Aspirin 'fails to cut vascular events'

Even among high-risk groups, aspirin does not reduce patients' risk of suffering a vascular event, UK research suggests.

Stroke: 'lack of statistical power' might have masked small effects (Photograph: SPL)
Stroke: 'lack of statistical power' might have masked small effects (Photograph: SPL)

Dr Gerald Fowkes and colleagues from the University of Edinburgh used ankle brachial index (ABI) as a marker of vascular event risk. They studied the effectiveness of aspirin at preventing vascular events in a group of 3,350 healthy people with a low ABI.

Half took aspirin 100mg once daily, while the other half were given a placebo.

After more than eight years, the researchers found there was no difference in the vascular event rate between the two groups, suggesting aspirin offers no protection against vascular events in those at high risk.

There were 13.7 events per 1,000 person-years in the aspirin group, compared with 13.3 events in the placebo group.

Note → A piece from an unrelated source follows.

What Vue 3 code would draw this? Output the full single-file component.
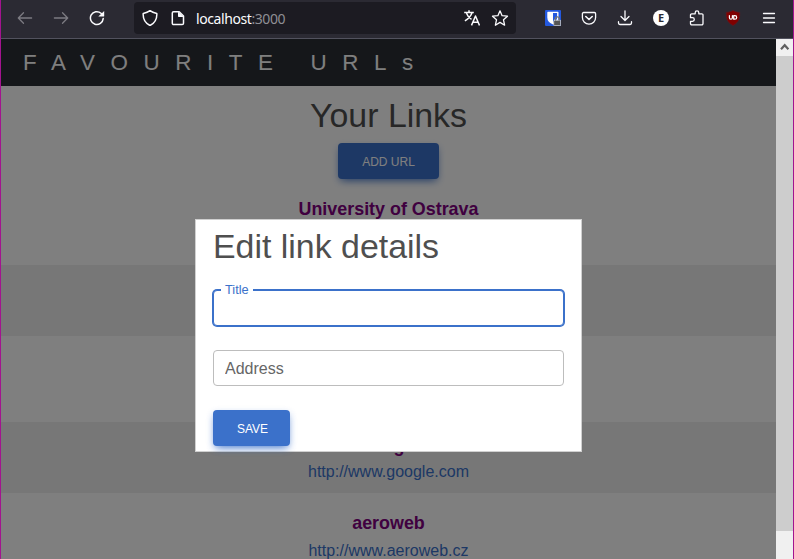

The researchers said a lack of statistical power to detect small effects of aspirin may have affected the study's outcome.

The trial was designed to be able to detect a 25 per cent risk reduction in vascular events among participants. But the researchers suggest that this estimate may have been too high.

The study findings suggested a possible risk reduction of around 16 per cent, the researchers said.

But a risk reduction of this size would be outweighed by the increased risk of major haemorrhage and GI ulcer, as well as more instances of fatal intracranial adverse events in the aspirin group, the researchers said.

Writing in an accompanying editorial, Dr Jeffrey Berger of the New York University School of Medicine said the trial may have implications for screening using ABI.

'Because aspirin did not reduce rates of cardiovascular events in the participants found to have low ABI, these data do not support recommendations for ABI screening in an effort to ultimately reduce cardiovascular disease event rates in patients at risk for peripheral artery disease,' he wrote.